Aug 05, 2020 03:52PM ● By Alison Brimley

Utah Moms for Racial Equality founders Cristina Woods, Rachanee Berg, Abigail Dizon-Maughan and Noah Dizon-Maughan pose with their organization’s banner, designed by Melissa Gaddis Simkulet (@melissagaddis_art) (Photo by Jason Namba.)

By Alison Brimley | [email protected]

On July 6, Utah Moms for Racial and Social Equity made its official debut as an organization with a peaceful demonstration at West Jordan City Hall. The description on the group’s Instagram and Facebook pages sum up the call many mothers feel to fight for change: “George Floyd called out for his mama. We heard him.”  

UMRSE was founded by three Utah mothers, Cristina Woods, Rachanee Berg and Abigail Dizon-Maughan. The group aims to provide “a safe, family friendly space to exercise their rights and teach the importance of standing up to racial and social injustice,” Berg said. The group isn’t exclusively for mothers, though mothers do have a special place within the group. There’s a fourth founder, too: Noah Dizon-Maughan, the 13-year-old son of Abigail Dizon-Maughan, who represents the voices of youth that UMRSE seeks to amplify.

“We marched to demonstrate for social justice and equity, to show people of color they are loved and have allies, and to teach our children how to stand up to injustice,” said the founders. 

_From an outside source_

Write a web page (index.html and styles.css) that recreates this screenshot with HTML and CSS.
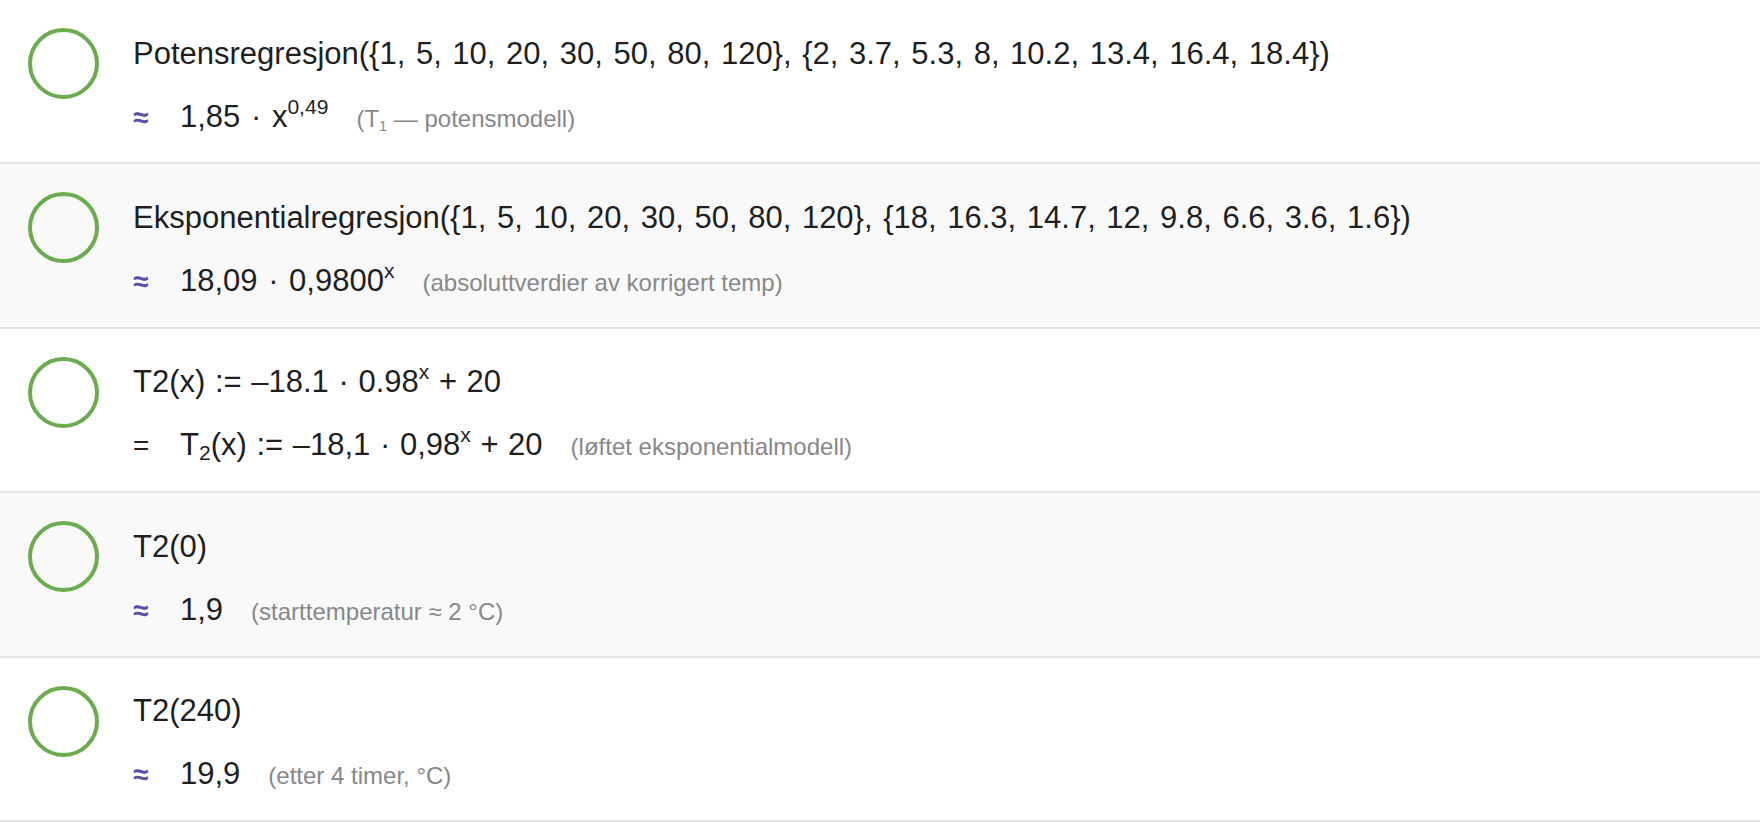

Approximately 200 people attended the demonstration at city hall. The event began with a performance of the Black national anthem, “Lift Every Voice,” by Isabel Cossa. Next, speaker Pauline Fonua Williams paid tribute to George Floyd, challenging listeners to “say his name” and to heed the call to action that has resulted from his death.

Youth speakers also shared messages throughout the evening. Taylorsville resident Violet Woods, Cristina’s 16-year-old stepdaughter, spoke about the microaggressions she has experienced and how this behavior must no longer be accepted.

Sonya Banza, a Black student entering her senior year at Copper Hills High School, expressed her wish to see Black history taught in schools and her dream to be a lawyer one day. Banza heard about the event through Noah Dizon-Maughan, who contacted her via Instagram. “I knew this was a great opportunity to help people become aware of the issues going on in the United States,” Banza said. “It was hard to choose one topic to focus on, so I chose one that I thought could make one of the biggest impacts in our country.”

Then families began their march through Veterans Memorial Park. Demonstrators carried signs, and children rode scooters. Five-year-old Soledad Dizon-Maughan led the call-outs: “No justice, no peace” and “1-2-3-4, we won't take it anymore! 5-6-7-8, stop the violence, stop the hate!” 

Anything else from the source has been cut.